Не дрогнув, она поднесла к глазам одну из его визиток и в свою очередь посмотрела на столик, где корчились от смеха его приятели.
– Вот что я тебе скажу, Роберт… У тебя… у вас, ребята, много денег?
– А то как же! – Парень швырнул на стол кошелек с зажимом, в котором была довольно толстая пачка купюр. На верхней красовался портрет Томаса Джефферсона[46].
– Отлично. – Томми поглядела на парковку за окном. – А машина у тебя есть?
– Разумеется.
Она положила руку ему на плечо.
– Что ж, пойдем. Ты будешь первым, а остальные как хотят. – Она сдвинула очки на лоб и повернулась ко мне. – Не беспокойся, я быстро.
Роберт сиял так, словно только что выиграл первый приз в лотерею. Поднявшись, он неуклюже взмахнул рукой, пропуская Томми вперед – пародия на настоящего южанина-джентльмена. Она тоже встала и, взяв со стола ключи от моей машины, протянула мне очки:
– Подержи…
– Слушай, Томми, ты уверена…
Она отмахнулась.
– Я знаю, что делаю.
Зажав в кулаке ключ от зажигания, так что он на целый дюйм выступал между ее указательным и средним пальцами, Томми улыбнулась заученно-широкой улыбкой и… резким движением вонзила ключ в шею Роберта чуть ниже «адамова яблока». Задохнувшись, парень машинально схватился за горло и не сумел увернуться от последовавшего удара коленом. Держась одной рукой за шею, а другой – за пах, Роберт согнулся пополам и повалился на пол. Четверо его товарищей вскочили, опрокидывая стулья, но Томми, по-ковбойски усевшись верхом на поверженного врага, обеими руками схватила его за яйца и сжала, глубоко погрузив в мягкую ткань брюк длинные ногти больших пальцев. К этому времени официантки подняли крик, но визг Роберта звучал еще громче – и на тон выше.

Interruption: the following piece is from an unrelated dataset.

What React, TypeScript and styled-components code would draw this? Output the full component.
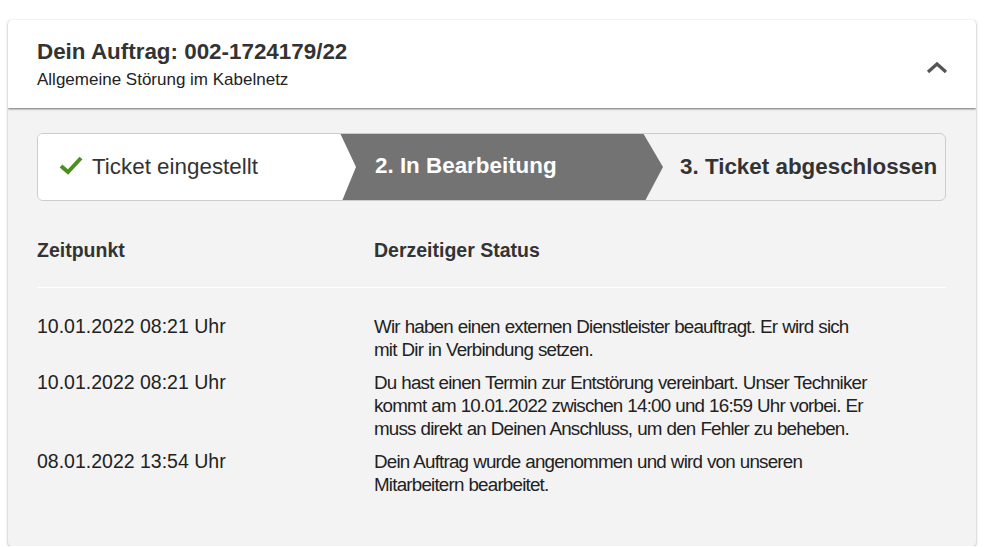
import React from "react";
import styled, { createGlobalStyle } from "styled-components";

const GlobalStyle = createGlobalStyle`
  html, body {
    margin: 0;
    padding: 0;
    background: #ffffff;
  }
  body {
    font-family: "Liberation Sans", Arial, sans-serif;
    color: #333333;
  }
`;

const Card = styled.section`
  margin: 20px 23px 0 8px;
  height: 526px;
  display: flex;
  flex-direction: column;
  background: #f3f3f3;
  border-radius: 4px;
  box-shadow: 0 1px 3px rgba(0, 0, 0, 0.35);
  overflow: hidden;
`;

const Header = styled.header`
  position: relative;
  z-index: 1;
  height: 88px;
  flex: 0 0 88px;
  box-sizing: border-box;
  padding: 18px 28px 0 29px;
  display: flex;
  justify-content: space-between;
  align-items: flex-start;
  background: #ffffff;
  box-shadow: 0 1px 2px rgba(0, 0, 0, 0.55);
`;

const Title = styled.h2`
  margin: 0;
  font-size: 22.4px;
  line-height: 27px;
  font-weight: 700;
  color: #333333;
`;

const Subtitle = styled.p`
  margin: 5px 0 0;
  font-size: 17px;
  line-height: 20px;
  color: #222222;
`;

const Toggle = styled.button`
  margin-top: 23px;
  padding: 0;
  border: none;
  background: none;
  display: flex;
  cursor: pointer;
`;

const Body = styled.div`
  flex: 1;
  padding: 25px 30px 0 29px;
`;

const Stepper = styled.div`
  display: flex;
  height: 68px;
  box-sizing: border-box;
  border: 1px solid #cccccc;
  border-radius: 6px;
  background: #f3f3f3;
  overflow: hidden;
`;

const Step = styled.div<{ $state: "done" | "active" | "open" }>`
  display: flex;
  align-items: center;
  font-size: 22.4px;
  white-space: nowrap;
  box-sizing: border-box;
  ${({ $state }) =>
    $state === "done" &&
    `
    flex: 0 0 318px;
    padding-left: 21px;
    background: #ffffff;
    color: #333333;
    font-weight: 400;
  `}
  ${({ $state }) =>
    $state === "active" &&
    `
    flex: 0 0 323px;
    margin: -1px 0 -1px -16px;
    padding: 0 0 2px 35px;
    background: #737373;
    color: #ffffff;
    font-weight: 700;
    clip-path: polygon(0 0, 303px 0, 100% 50%, 305px 100%, 2px 100%, 16px 50%);
  `}
  ${({ $state }) =>
    $state === "open" &&
    `
    flex: 1;
    margin-left: -20px;
    padding-left: 37px;
    color: #333333;
    font-weight: 700;
  `}
`;

const Check = styled.svg`
  width: 24px;
  height: 20px;
  margin-right: 9px;
  margin-top: -4px;
`;

const Table = styled.div`
  margin-top: 37px;
`;

const HeadRow = styled.div`
  display: grid;
  grid-template-columns: 337px 1fr;
  padding-bottom: 25px;
  border-bottom: 1px solid #ffffff;
  font-size: 19.5px;
  font-weight: 700;
  line-height: 24px;
`;

const Rows = styled.div`
  padding-top: 27px;
`;

const Row = styled.div`
  display: grid;
  grid-template-columns: 337px 497px;
  line-height: 23px;
  color: #222222;
  padding-bottom: 10px;
`;

const Time = styled.div`
  font-size: 19.5px;
`;

const Status = styled.div`
  font-size: 18.8px;
  letter-spacing: -0.8px;
  word-spacing: 0.5px;
`;

const steps = [
  { state: "done" as const, label: "Ticket eingestellt" },
  { state: "active" as const, label: "2. In Bearbeitung" },
  { state: "open" as const, label: "3. Ticket abgeschlossen" },
];

const entries = [
  {
    time: "10.01.2022 08:21 Uhr",
    text: "Wir haben einen externen Dienstleister beauftragt. Er wird sich mit Dir in Verbindung setzen.",
  },
  {
    time: "10.01.2022 08:21 Uhr",
    text: "Du hast einen Termin zur Entstörung vereinbart. Unser Techniker kommt am 10.01.2022 zwischen 14:00 und 16:59 Uhr vorbei. Er muss direkt an Deinen Anschluss, um den Fehler zu beheben.",
  },
  {
    time: "08.01.2022 13:54 Uhr",
    text: "Dein Auftrag wurde angenommen und wird von unseren Mitarbeitern bearbeitet.",
  },
];

export default function App() {
  return (
    <>
      <GlobalStyle />
      <Card>
        <Header>
          <div>
            <Title>Dein Auftrag: 002-1724179/22</Title>
            <Subtitle>Allgemeine Störung im Kabelnetz</Subtitle>
          </div>
          <Toggle aria-label="Einklappen">
            <svg width="22" height="14" viewBox="0 0 22 14">
              <path
                d="M2 11 L11 3 L20 11"
                fill="none"
                stroke="#555555"
                strokeWidth="3.2"
              />
            </svg>
          </Toggle>
        </Header>
        <Body>
          <Stepper>
            {steps.map((s) => (
              <Step key={s.label} $state={s.state}>
                {s.state === "done" && (
                  <Check viewBox="0 0 24 20">
                    <path
                      d="M2 11 L9 17 L22 3"
                      fill="none"
                      stroke="#4b8f1d"
                      strokeWidth="4"
                    />
                  </Check>
                )}
                {s.label}
              </Step>
            ))}
          </Stepper>
          <Table>
            <HeadRow>
              <div>Zeitpunkt</div>
              <div>Derzeitiger Status</div>
            </HeadRow>
            <Rows>
              {entries.map((e, i) => (
                <Row key={i}>
                  <Time>{e.time}</Time>
                  <Status>{e.text}</Status>
                </Row>
              ))}
            </Rows>
          </Table>
        </Body>
      </Card>
    </>
  );
}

Когда бедняга ненадолго замолчал, чтобы набрать воздуха для следующего вопля, Томми наклонилась к нему и произнесла раздельно и громко – так чтобы слышали люди за ближайшими столиками:
– Да, говнюк, я снялась в двух сотнях фильмов, и теперь я жалею… о каждом… из… них. Мне наплевать, какие из них ты смотрел, о чем ты при этом мечтал и чем занимался, но если и есть на свете кто-то, кто был бы хуже меня, это – ты!!!
При этих последних словах Томми с силой потянула промежность врага на себя, отчего Роберта начало гейзерообразно тошнить.
– Может быть, хоть это заставит вас задуматься, – сквозь стиснутые зубы продолжала Томми, обращаясь к приятелям Роберта (сам Роберт, я думаю, вряд ли что-нибудь соображал). – Вы считали меня продажной дрянью, но сами вы еще отвратительнее, – добавила она, и я вдруг понял, что Томми с трудом сдерживает слезы – слезы, которым она уже много лет не позволяла пролиться. – Вы больны, и ваша болезнь еще хуже, чем моя. – Томми вскинула голову и повернулась к окну. Теперь она говорила так, словно обращалась к болотам, к океану, к солнечному голубому небу. – Я не ангел, но вы – просто грязь! – повторила она и, встав во весь рост, обвела глазами зал, словно только сейчас осознав, сколько человек смотрят на нее с изумлением и чуть ли не со страхом. Ловко пнув ногой успевшего подняться на колени Роберта (отчего тот, поскользнувшись в собственной блевотине, снова свалился), Томми вернулась к нашему столу. Взяв со столешницы очки, она надела их на себя и, сев на прежнее место, привалилась спиной к стене, закрыв глаза. Дыхание ее было тяжелым и частым, побелевшее лицо блестело от пота, а губы, наоборот, запеклись и приобрели тревожный сероватый оттенок.